Altro tema caldo è quello dell’eleggibilità dei calciatori. Perché nella prima metà del Novecento sono stati ben 58 i giocatori che hanno disputato partite sia con l’una che con l’altra nazionale. Ognuna delle due federazioni diceva di avere il diritto di chiamare i migliori ragazzi dell’isola, e più spesso capitava che era Belfast a sottrarre i campioni a Dublino. Fu invece Belfast che si oppose, negli anni Settanta, al match di una nazionale unita in una amichevole contro il Brasile. Era il 1973. La tournée europea della nazionale verdeoro aveva in programma una tappa sull'isola.
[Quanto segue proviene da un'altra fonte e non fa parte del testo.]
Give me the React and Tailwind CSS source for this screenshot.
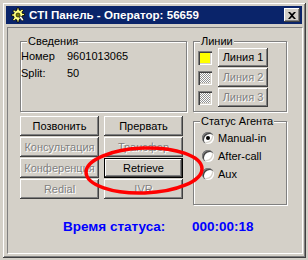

Doveva essere un match simbolico: la Nazionale più forte al mondo contro una rappresentativa di giocatori di entrambe le Nazionali irlandesi. I giocatori erano d’accordo, si tirò indietro solo la federazione dell'Irlanda del nord, spaventata dalle conseguenze. Così la squadra che scese in campo (forte di nomi come Jennings, Giles e O’Neill) prese nome e maglia dello Shamrock Rovers, uno tra i più popolari club di Dublino, di proprietà dell’organizzatore della gara. Nessuna bandiera nazionale sventolò, se non quella degli ospiti. Finì 4-3 per i sudamericani, ma il risultato contava ben poco. Oggi le due rappresentative sono contro, e il pensiero corre per forza a quella gara, quando - seppur ufficiosamente - giocarono assieme. Forse in futuro accadrà di nuovo, ma intanto stasera sarà la partita di James McClean.